International Council of Voluntary Agencies
- Predecessor: The Conference on Non-Governmental Organizations interested in Migration, The International Committee for World Refugee Year, The Standing Conference for Voluntary Agencies Working for Refugees.
- Formation: 1962
- Headquarters: Geneva
- Executive Director: Dr. Jamie Munn
- Website: https://www.icvanetwork.org/

= International Council for Voluntary Agencies =

Group of humanitarian organisations, based in Geneva

International Council for Voluntary Agencies is a Switzerland-based global network of humanitarian organisations working on migration and refugee issues. It won the Nansen Refugee Award in 1963.

== Organisation ==
The International Council for Voluntary Agencies is based in Geneva and often known by its French name Conseil international des Agences bénévoles.

== History ==
The International Council for Voluntary Agencies a global network of not for profit organisations that work on refugee and forcible displacement issues. It was founded in 1962 to succeed the Conference on Non-Governmental Organizations interested in Migration, the International Committee for World Refugee Year, and the Standing Conference for Voluntary Agencies Working for Refugees.
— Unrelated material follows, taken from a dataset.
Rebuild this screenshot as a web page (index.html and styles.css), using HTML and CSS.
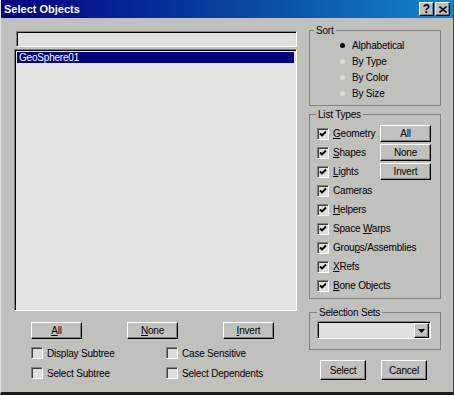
FILE: index.html
```html
<!DOCTYPE html>
<html lang="en">

<head>
    <meta charset="UTF-8">
    <title>Select Objects</title>
    <link rel="stylesheet" href="styles.css">
</head>

<body>
    <div class="window">
        <div class="titlebar">
            <span class="title">Select Objects</span>
            <div class="title-buttons">
                <button class="tbtn help">?</button>
                <button class="tbtn">
                    <svg width="8" height="7" viewBox="0 0 8 7"><path d="M0.5 0.5 L7.5 6.5 M7.5 0.5 L0.5 6.5" stroke="#000" stroke-width="1.6"/></svg>
                </button>
            </div>
        </div>

        <div class="content">
            <div class="left">
                <div class="field search"></div>
                <div class="listbox">
                    <div class="item selected">GeoSphere01</div>
                </div>
                <div class="list-buttons">
                    <button class="btn"><u>A</u>ll</button>
                    <button class="btn"><u>N</u>one</button>
                    <button class="btn"><u>I</u>nvert</button>
                </div>
                <div class="options">
                    <label class="check"><span class="box"></span>Display Subtree</label>
                    <label class="check"><span class="box"></span>Case Sensitive</label>
                    <label class="check"><span class="box"></span>Select Subtree</label>
                    <label class="check"><span class="box"></span>Select Dependents</label>
                </div>
            </div>

            <div class="right">
                <fieldset class="group sort">
                    <legend>Sort</legend>
                    <div class="radio-row"><span class="radio on"></span>Alphabetical</div>
                    <div class="radio-row"><span class="radio"></span>By Type</div>
                    <div class="radio-row"><span class="radio"></span>By Color</div>
                    <div class="radio-row"><span class="radio"></span>By Size</div>
                </fieldset>

                <fieldset class="group types">
                    <legend>List Types</legend>
                    <div class="types-grid">
                        <label class="check row"><span class="box checked"></span><span><u>G</u>eometry</span></label>
                        <button class="btn side">All</button>
                        <label class="check row"><span class="box checked"></span><span><u>S</u>hapes</span></label>
                        <button class="btn side">None</button>
                        <label class="check row"><span class="box checked"></span><span><u>L</u>ights</span></label>
                        <button class="btn side">Invert</button>
                        <label class="check row wide"><span class="box checked"></span><span>Cameras</span></label>
                        <label class="check row wide"><span class="box checked"></span><span><u>H</u>elpers</span></label>
                        <label class="check row wide"><span class="box checked"></span><span>Space <u>W</u>arps</span></label>
                        <label class="check row wide"><span class="box checked"></span><span>Grou<u>p</u>s/Assemblies</span></label>
                        <label class="check row wide"><span class="box checked"></span><span><u>X</u>Refs</span></label>
                        <label class="check row wide"><span class="box checked"></span><span><u>B</u>one Objects</span></label>
                    </div>
                </fieldset>

                <fieldset class="group sets">
                    <legend>Selection Sets</legend>
                    <div class="dropdown">
                        <span class="drop-btn">
                            <svg width="7" height="4" viewBox="0 0 7 4"><path d="M0 0 H7 L3.5 4 Z" fill="#000"/></svg>
                        </span>
                    </div>
                </fieldset>

                <div class="dialog-buttons">
                    <button class="btn big">Select</button>
                    <button class="btn big">Cancel</button>
                </div>
            </div>
        </div>
    </div>
</body>

</html>
```

FILE: styles.css
```css
* {
    box-sizing: border-box;
}

body {
    margin: 0;
    font-family: "Liberation Sans", Arial, sans-serif;
    font-size: 10px;
    letter-spacing: -0.2px;
    color: #000;
}

.window {
    width: 454px;
    height: 395px;
    background: #c0c0bd;
    border-left: 1px solid #e0e0e0;
    border-right: 1px solid #404040;
    border-bottom: 3px solid #1a1a1a;
    overflow: hidden;
}

.titlebar {
    height: 18px;
    background: linear-gradient(90deg, #000080, #0b4fa8 60%, #1084d0);
    display: flex;
    align-items: center;
    justify-content: space-between;
    padding: 0 3px 0 3px;
}

.title {
    color: #fff;
    font-weight: bold;
    font-size: 11px;
    letter-spacing: 0;
}

.title-buttons {
    display: flex;
    gap: 1px;
}

.tbtn {
    width: 15px;
    height: 14px;
    padding: 0;
    background: #c0c0bd;
    border-top: 1px solid #fff;
    border-left: 1px solid #fff;
    border-right: 1px solid #000;
    border-bottom: 1px solid #000;
    box-shadow: inset -1px -1px #808080;
    display: flex;
    align-items: center;
    justify-content: center;
    font-family: "Liberation Sans", Arial, sans-serif;
    font-weight: bold;
    font-size: 12px;
    line-height: 12px;
}

.content {
    display: flex;
    gap: 12px;
    padding: 6px 12px 0 13px;
    align-items: flex-start;
}

/* left column */

.left {
    width: 283px;
    padding-top: 7px;
}

.field {
    background: #e0e0dc;
    border-top: 1px solid #808080;
    border-left: 1px solid #808080;
    border-right: 1px solid #fff;
    border-bottom: 1px solid #fff;
    box-shadow: inset 1px 1px #000, inset -1px -1px #dcdcdc;
}

.search {
    height: 16px;
    margin-left: 2px;
}

.listbox {
    margin-top: 2px;
    height: 262px;
    background: #e3e3df;
    border-top: 1px solid #808080;
    border-left: 1px solid #808080;
    border-right: 1px solid #fff;
    border-bottom: 1px solid #fff;
    box-shadow: inset 1px 1px #000;
    padding: 2px;
}

.item {
    height: 11px;
    line-height: 11px;
    padding-left: 2px;
}

.item.selected {
    background: #000080;
    color: #fff;
}

.btn {
    height: 17px;
    padding: 0;
    background: #c0c0bd;
    border-top: 1px solid #fff;
    border-left: 1px solid #fff;
    border-right: 1px solid #000;
    border-bottom: 1px solid #000;
    box-shadow: inset -1px -1px #808080;
    font-family: "Liberation Sans", Arial, sans-serif;
    font-size: 10px;
    letter-spacing: -0.2px;
    color: #000;
}

.list-buttons {
    display: flex;
    gap: 45px;
    margin-top: 11px;
    padding-left: 17px;
}

.list-buttons .btn {
    width: 51px;
}

.options {
    display: grid;
    grid-template-columns: 135px 1fr;
    grid-auto-rows: 20px;
    margin-top: 4px;
    padding-left: 17px;
}

.check {
    display: flex;
    align-items: center;
    gap: 4px;
}

.box {
    width: 12px;
    height: 12px;
    flex: none;
    background: #dededa;
    border-top: 1px solid #808080;
    border-left: 1px solid #808080;
    border-right: 1px solid #fff;
    border-bottom: 1px solid #fff;
    box-shadow: inset 1px 1px #404040;
}

.box.checked {
    background: #e0e0dc url("data:image/svg+xml,%3Csvg xmlns='http://www.w3.org/2000/svg' width='10' height='10' viewBox='0 0 10 10'%3E%3Cpath d='M2 4.5 L4 6.5 L8 2.5' fill='none' stroke='%23000' stroke-width='1.9'/%3E%3C/svg%3E") center / 10px 10px no-repeat;
}

/* right column */

.right {
    width: 132px;
}

.group {
    margin: 0;
    padding: 0;
    min-width: 0;
    border: 1px solid #808080;
}

.group legend {
    margin-left: 4px;
    padding: 0 2px;
    line-height: 13px;
}

.sort {
    padding-bottom: 4px;
}

.radio-row {
    height: 16px;
    display: flex;
    align-items: center;
    gap: 4px;
    padding-left: 26px;
}

.radio {
    width: 12px;
    height: 12px;
    display: flex;
    align-items: center;
    justify-content: center;
}

.radio::after {
    content: "";
    width: 5px;
    height: 5px;
    border-radius: 50%;
    background: #dcdcd8;
}

.radio.on::after {
    background: #000;
}

.types {
    margin-top: 2px;
    padding: 3px 9px 3px 7px;
}

.types legend {
    margin-left: -1px;
}

.types-grid {
    display: grid;
    grid-template-columns: 1fr 51px;
    grid-auto-rows: 19px;
}

.types-grid .wide {
    grid-column: span 2;
}

.btn.side {
    align-self: center;
}

.sets {
    margin-top: 7px;
    padding: 2px 9px 10px 7px;
}

.sets legend {
    margin-left: 0;
}

.dropdown {
    height: 18px;
    background: #e0e0dc;
    border-top: 1px solid #808080;
    border-left: 1px solid #808080;
    border-right: 1px solid #fff;
    border-bottom: 1px solid #fff;
    box-shadow: inset 1px 1px #000;
    display: flex;
    justify-content: flex-end;
    padding: 1px 1px 0 0;
}

.drop-btn {
    width: 15px;
    height: 15px;
    background: #c0c0bd;
    border-top: 1px solid #fff;
    border-left: 1px solid #fff;
    border-right: 1px solid #000;
    border-bottom: 1px solid #000;
    box-shadow: inset -1px -1px #808080;
    display: flex;
    align-items: center;
    justify-content: center;
}

.dialog-buttons {
    display: flex;
    gap: 15px;
    margin-top: 10px;
    padding-left: 11px;
}

.btn.big {
    width: 46px;
    height: 20px;
}
```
The work of the organisation, as of 1966, was directed by The Commission on Refugees and The Commission on Migration and The Commission on Social and Economic Development.

The organisation was awarded the Nansen Refugee Award in 1963; the award was accepted by Mr. C. Ritchie. Thomas Getman was the Executive Director in 2006, Nan Buzard was the Executive Director in 2016, Ignacio Packer was the Executive Director in 2022.